For most of Canada, winter brings snow, and Canadian blizzards can be particularly relentless. During the winter of 2004-05, the Atlantic Provinces were hit by three major storms in only eight days. Only twice in the preceding 50 years had there been three storms in a one-month period—in January 1981 and March 1993. The worst blizzard in Canadian railway history occurred between January 30 and February 8, 1947, when 10 days of blowing snow buried towns and trains from Calgary to Winnipeg. Some Saskatchewan roads and rail lines remained impassable until spring. Children stepped over power lines on their way to school and people dug tunnels to their outhouses.
But winter doesn't give us our only weather extremes. Canada's longest, deadliest heat wave, July 5-17, 1936, saw temperatures top 44° C in Manitoba and Ontario. The intense heat killed 1180 people, twisted steel rail lines and bridge girders, buckled sidewalks, wilted crops and baked fruit on trees. The hottest day on record was at Midale and Yellowgrass, Saskatchewan on July 5, 1937 when the temperature reached a scorching 45° C.
Extreme temperatures aren't all. Canada's deadliest tornado struck Regina on June 30, 1912, killing 40 people, injuring 300 and destroying 500 buildings. It lasted only three minutes but it took 46 years to pay for the damage. On May 4, 1971 heavy rains in St-Jean-Vianney, Que. opened a sinkhole 600m wide and 30m deep. The crater and mudslide killed 31 people and swallowed 35 homes, a bus and several cars.

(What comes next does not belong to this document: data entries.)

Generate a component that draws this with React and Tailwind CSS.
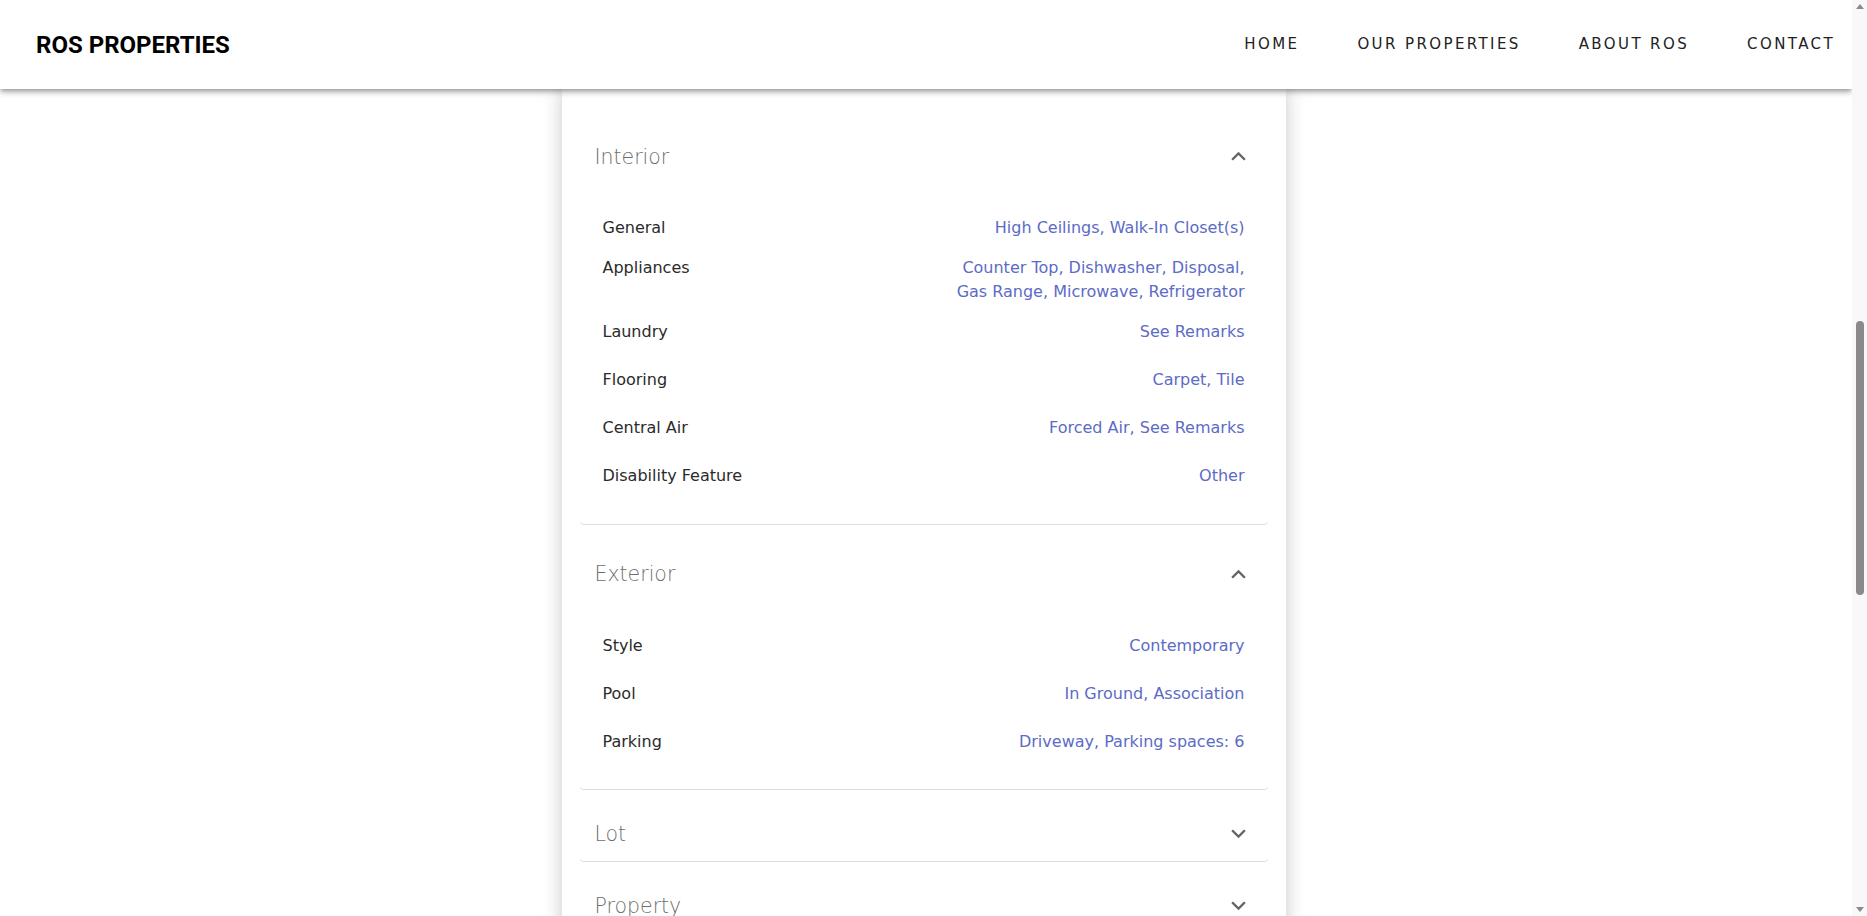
import React from "react";

const sans = "font-['DejaVu_Sans',sans-serif]";

function Chevron({ up }) {
  return (
    <svg
      viewBox="0 0 24 24"
      className={"h-[29px] w-[29px] fill-[#646464] " + (up ? "rotate-180" : "")}
      aria-hidden="true"
    >
      <path d="M16.59 8.59 12 13.17 7.41 8.59 6 10l6 6 6-6z" />
    </svg>
  );
}

function Row({ label, value, mt }) {
  return (
    <div className={"flex items-start justify-between pl-[23px] pr-[23px] text-[16px] leading-6 " + mt}>
      <span className="text-[#2b2b2b]">{label}</span>
      <span className="text-right text-[#5c6bc6]">{value}</span>
    </div>
  );
}

function Heading({ title, up }) {
  return (
    <div className="flex items-center justify-between pl-[15px] pr-[15px]">
      <span className="text-[20.5px] leading-7 font-light text-[#6e6e6e]">{title}</span>
      <Chevron up={up} />
    </div>
  );
}

export default function App() {
  return (
    <div className={"flex h-screen w-full overflow-hidden bg-white " + sans}>
      <div className="relative h-full w-[1852px] shrink-0 overflow-hidden">
        <header className="absolute inset-x-0 top-0 z-10 flex h-[89px] items-center justify-between bg-white pl-[36px] pr-[17px] shadow-[0_2px_4px_-1px_rgba(0,0,0,0.25),0_4px_5px_0_rgba(0,0,0,0.16),0_1px_10px_0_rgba(0,0,0,0.12)]">
          <div className="font-['Roboto',sans-serif] text-[24px] font-bold leading-none text-black">
            ROS PROPERTIES
          </div>
          <nav className="flex items-center gap-[58px] text-[15px] tracking-[2.4px] text-[#222]">
            <span>HOME</span>
            <span>OUR PROPERTIES</span>
            <span>ABOUT ROS</span>
            <span>CONTACT</span>
          </nav>
        </header>

        <main className="pr-[5px] pt-[89px]">
          <div className="mx-auto h-[1400px] w-[724px] bg-white px-[18px] pt-[35px] shadow-[0_0_18px_rgba(0,0,0,0.22)]">
            {/* Interior */}
            <section className="rounded-b-[4px] bg-white pb-[36px] shadow-[0_1px_0_rgba(0,0,0,0.13)]">
              <div className="flex h-[64px] items-center pt-[1px]">
                <div className="w-full">
                  <Heading title="Interior" up />
                </div>
              </div>
              <div className="pt-[28px]">
                <Row label="General" value="High Ceilings, Walk-In Closet(s)" mt="" />
                <Row
                  label="Appliances"
                  value={
                    <>
                      Counter Top, Dishwasher, Disposal,
                      <br />
                      Gas Range, Microwave, Refrigerator
                    </>
                  }
                  mt="mt-[16px]"
                />
                <Row label="Laundry" value="See Remarks" mt="mt-[16px]" />
                <Row label="Flooring" value="Carpet, Tile" mt="mt-[24px]" />
                <Row label="Central Air" value="Forced Air, See Remarks" mt="mt-[24px]" />
                <Row label="Disability Feature" value="Other" mt="mt-[24px]" />
              </div>
            </section>

            {/* Exterior */}
            <section className="mt-px rounded-b-[4px] bg-white pb-[35px] pt-[17px] shadow-[0_1px_0_rgba(0,0,0,0.13)]">
              <div className="flex h-[64px] items-center">
                <div className="w-full">
                  <Heading title="Exterior" up />
                </div>
              </div>
              <div className="pt-[28px]">
                <Row label="Style" value="Contemporary" mt="" />
                <Row label="Pool" value="In Ground, Association" mt="mt-[24px]" />
                <Row label="Parking" value="Driveway, Parking spaces: 6" mt="mt-[24px]" />
              </div>
            </section>

            {/* Lot */}
            <section className="mt-px rounded-b-[4px] bg-white pb-[13px] pt-[29px] shadow-[0_1px_0_rgba(0,0,0,0.13)]">
              <Heading title="Lot" />
            </section>

            {/* Property */}
            <section className="mt-px rounded-b-[4px] bg-white pb-[12px] pt-[29px] shadow-[0_1px_0_rgba(0,0,0,0.13)]">
              <Heading title="Property" />
            </section>
          </div>
        </main>
      </div>

      {/* scrollbar */}
      <div className="flex h-full w-[15px] shrink-0 flex-col items-center bg-[#f8f8f8]">
        <div className="mt-[4px] h-0 w-0 border-x-[4px] border-b-[5px] border-x-transparent border-b-[#8a8a8a]" />
        <div className="mt-[312px] h-[274px] w-[8px] rounded-full bg-[#8a8a8a]" />
        <div className="mt-auto mb-[4px] h-0 w-0 border-x-[4px] border-t-[5px] border-x-transparent border-t-[#8a8a8a]" />
      </div>
    </div>
  );
}
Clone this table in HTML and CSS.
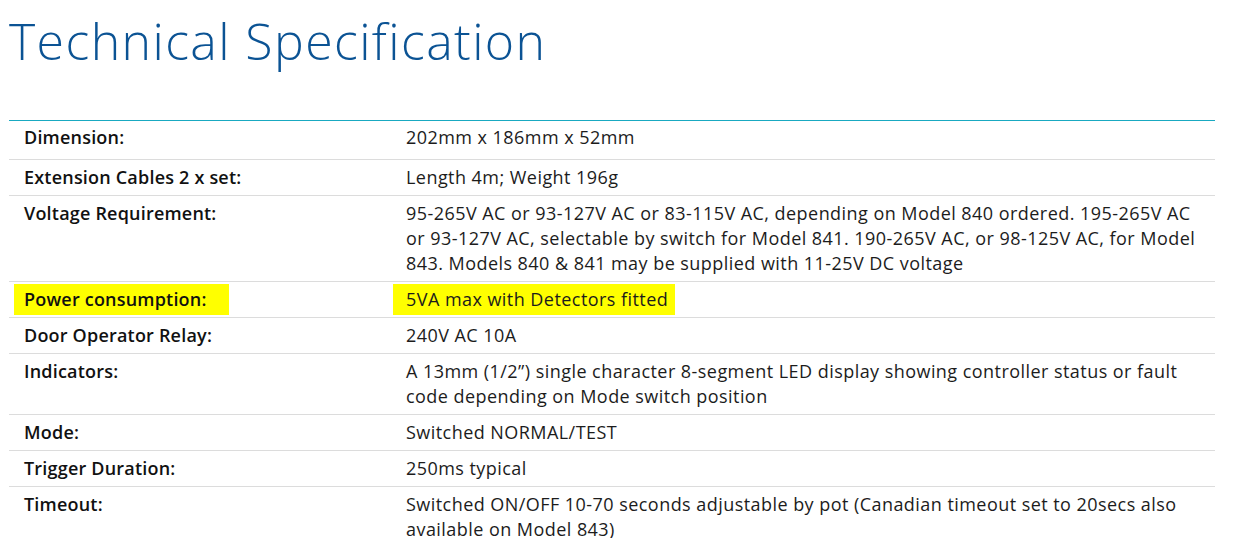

Although it is March that sometimes “comes in like a lion,” many of our significant weather events have happened in February, whose weather superlatives include a deadly snowstorm in St. John's in 1959; a 1961 ice storm that left parts of Montreal without power for a week; a 1979 blizzard that isolated Iqaluit, Nunavut for 10 days; a 1982 blizzard that marooned PEI for a week; the Ocean Ranger disaster on February 15, 1982; the warmest Winter Olympics — 1988, in Calgary — when 18.1° C on February 26 was just a tad below Miami's 19.4° C; and the greatest single-day snowfall—145cm—at Tahtsa Lake, BC on February 11, 1999.
Despite Canada's nippy statistics, we do not hold world records for all cold extremes. Ottawa is only the world's second-coldest national capital, after Ulaanbaatar, Mongolia.